Computational Investigation of Thermodynamic and Mechanical Properties of B2-type CoTi Intermetallic Compound

This work investigates the mechanical properties of B2-type CoTi material, using the density functional theory within the pseudopotential method and a plane waves basis set as implemented in the Quantum Espresso code. Our calculation yielded values of Debye temperature θ_D = 414.6 K and elastic constants C₁₁ = 226.50 GPa, C₁₂ = 129.55 GPa, and C₄₄ = 226.50 GPa, respectively. To test the incertitude of calculated elastic constants C_ij for B2-type CoTi intermetallic compound, we compared our obtained results with the experimental values of the literature.
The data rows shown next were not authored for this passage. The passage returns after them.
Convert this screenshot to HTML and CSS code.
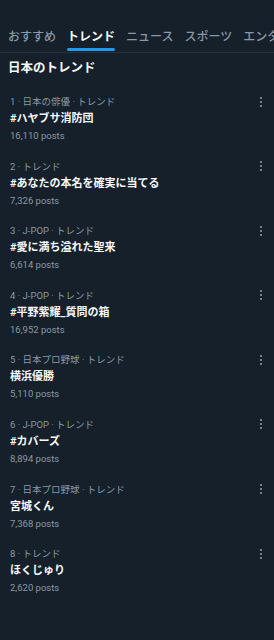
FILE: index.html
```html
<!DOCTYPE html>
<html lang="ja">
<head>
<meta charset="utf-8">
<link rel="stylesheet" href="styles.css">
</head>
<body>
<nav class="tabs">
  <div class="tab">おすすめ</div>
  <div class="tab active">トレンド</div>
  <div class="tab">ニュース</div>
  <div class="tab">スポーツ</div>
  <div class="tab">エンタメ</div>
</nav>
<h1 class="heading">日本のトレンド</h1>
<ul class="list">
  <li class="item"><div class="meta">1 · 日本の俳優 · トレンド</div><div class="title">#ハヤブサ消防団</div><div class="posts">16,110 posts</div><svg class="more" width="4" height="12" viewBox="0 0 4 12"><circle cx="2" cy="2" r="1.1"/><circle cx="2" cy="6" r="1.1"/><circle cx="2" cy="10" r="1.1"/></svg></li>
  <li class="item"><div class="meta">2 · トレンド</div><div class="title">#あなたの本名を確実に当てる</div><div class="posts">7,326 posts</div><svg class="more" width="4" height="12" viewBox="0 0 4 12"><circle cx="2" cy="2" r="1.1"/><circle cx="2" cy="6" r="1.1"/><circle cx="2" cy="10" r="1.1"/></svg></li>
  <li class="item"><div class="meta">3 · J-POP · トレンド</div><div class="title">#愛に満ち溢れた聖来</div><div class="posts">6,614 posts</div><svg class="more" width="4" height="12" viewBox="0 0 4 12"><circle cx="2" cy="2" r="1.1"/><circle cx="2" cy="6" r="1.1"/><circle cx="2" cy="10" r="1.1"/></svg></li>
  <li class="item"><div class="meta">4 · J-POP · トレンド</div><div class="title">#平野紫耀_質問の箱</div><div class="posts">16,952 posts</div><svg class="more" width="4" height="12" viewBox="0 0 4 12"><circle cx="2" cy="2" r="1.1"/><circle cx="2" cy="6" r="1.1"/><circle cx="2" cy="10" r="1.1"/></svg></li>
  <li class="item"><div class="meta">5 · 日本プロ野球 · トレンド</div><div class="title">横浜優勝</div><div class="posts">5,110 posts</div><svg class="more" width="4" height="12" viewBox="0 0 4 12"><circle cx="2" cy="2" r="1.1"/><circle cx="2" cy="6" r="1.1"/><circle cx="2" cy="10" r="1.1"/></svg></li>
  <li class="item"><div class="meta">6 · J-POP · トレンド</div><div class="title">#カバーズ</div><div class="posts">8,894 posts</div><svg class="more" width="4" height="12" viewBox="0 0 4 12"><circle cx="2" cy="2" r="1.1"/><circle cx="2" cy="6" r="1.1"/><circle cx="2" cy="10" r="1.1"/></svg></li>
  <li class="item"><div class="meta">7 · 日本プロ野球 · トレンド</div><div class="title">宮城くん</div><div class="posts">7,368 posts</div><svg class="more" width="4" height="12" viewBox="0 0 4 12"><circle cx="2" cy="2" r="1.1"/><circle cx="2" cy="6" r="1.1"/><circle cx="2" cy="10" r="1.1"/></svg></li>
  <li class="item"><div class="meta">8 · トレンド</div><div class="title">ほくじゅり</div><div class="posts">2,620 posts</div><svg class="more" width="4" height="12" viewBox="0 0 4 12"><circle cx="2" cy="2" r="1.1"/><circle cx="2" cy="6" r="1.1"/><circle cx="2" cy="10" r="1.1"/></svg></li>
</ul>
</body>
</html>
```
FILE: styles.css
```css
html, body {
  margin: 0;
  padding: 0;
  background: #15202b;
}
body {
  width: 274px;
  height: 640px;
  overflow: hidden;
  font-family: Roboto, "Noto Sans CJK JP", sans-serif;
  color: #f7f9f9;
}
.tabs {
  display: flex;
  gap: 11px;
  padding: 0 0 0 8px;
  height: 52px;
  border-bottom: 1px solid #26323e;
  white-space: nowrap;
  overflow: hidden;
}
.tab {
  flex: none;
  font-size: 12px;
  line-height: 16px;
  padding-top: 29px;
  color: #8b98a5;
  font-weight: 500;
  box-sizing: border-box;
  height: 52px;
  position: relative;
}
.tab.active {
  color: #f7f9f9;
  font-weight: 700;
}
.tab.active::after {
  content: "";
  position: absolute;
  left: 0;
  right: 0;
  bottom: 1px;
  height: 3px;
  border-radius: 2px;
  background: #1d9bf0;
}
.heading {
  margin: 0;
  padding: 5px 8px 0;
  font-size: 12.5px;
  line-height: 20px;
  font-weight: 700;
}
.list {
  list-style: none;
  margin: 0;
  padding: 8px 0 0;
}
.item {
  position: relative;
  padding: 7px 10px 6.6px;
}
.meta, .posts {
  font-size: 9.5px;
  line-height: 17px;
  color: #8b98a5;
}
.title {
  font-size: 11px;
  line-height: 17px;
  font-weight: 700;
}
.more {
  position: absolute;
  right: 11px;
  top: 9.5px;
  fill: #8b98a5;
}
```
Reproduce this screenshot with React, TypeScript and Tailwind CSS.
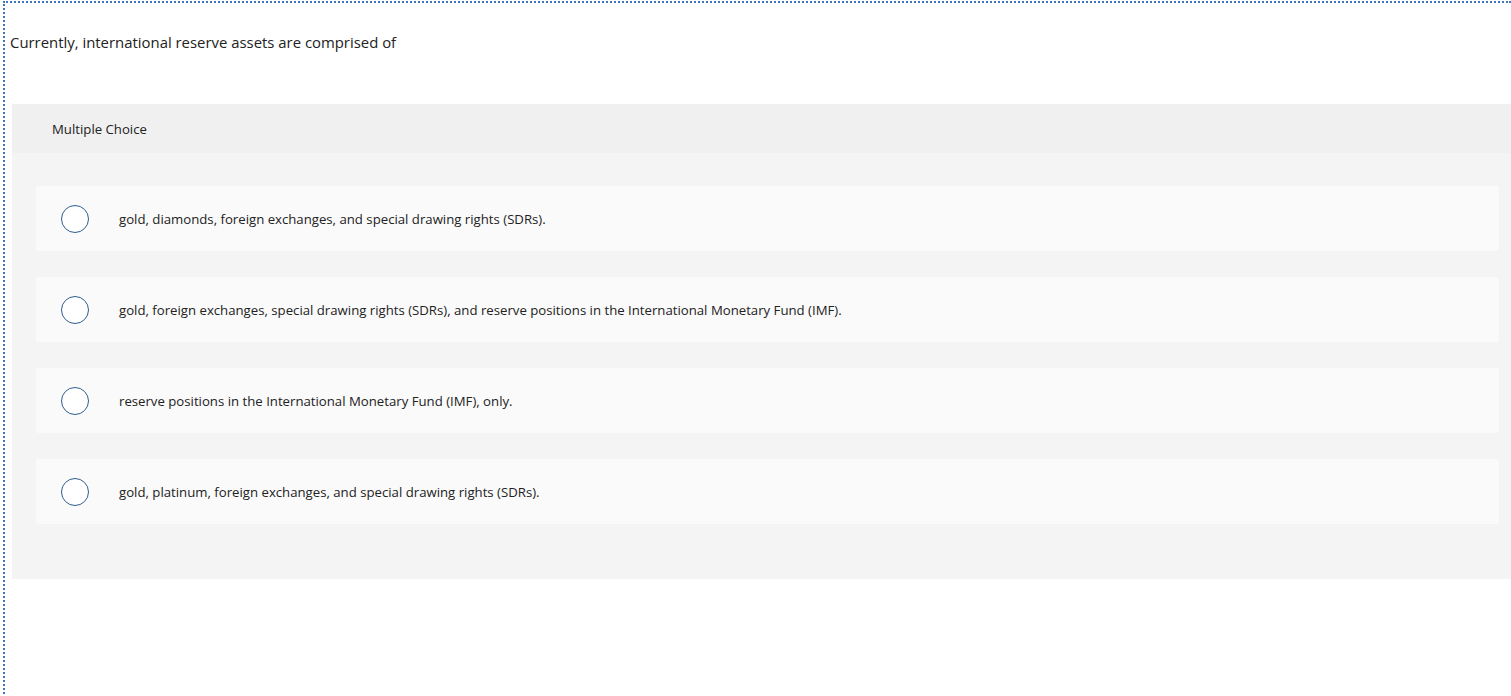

Our findings show a good agreement with experimental data. Furthermore, using an approximation based on the quasi-harmonic model, we explore various thermodynamic properties of the B2-type CoTi intermetallic compound. The thermodynamic properties obtained in this study reveal that the free energy decreases gradually with the augmentation of the temperature, while both the heat capacity as well as the entropy increase with the raising of the temperature. At T = 298 K, our calculation yielded values of entropy S = 68.35 J mol^–1 K^–1 and heat capacity C_V = 46.61 J mol^–1 K^–1, respectively. To the authors’ knowledge, no previous study has reported theoretical data on the thermodynamic properties for CoTi material.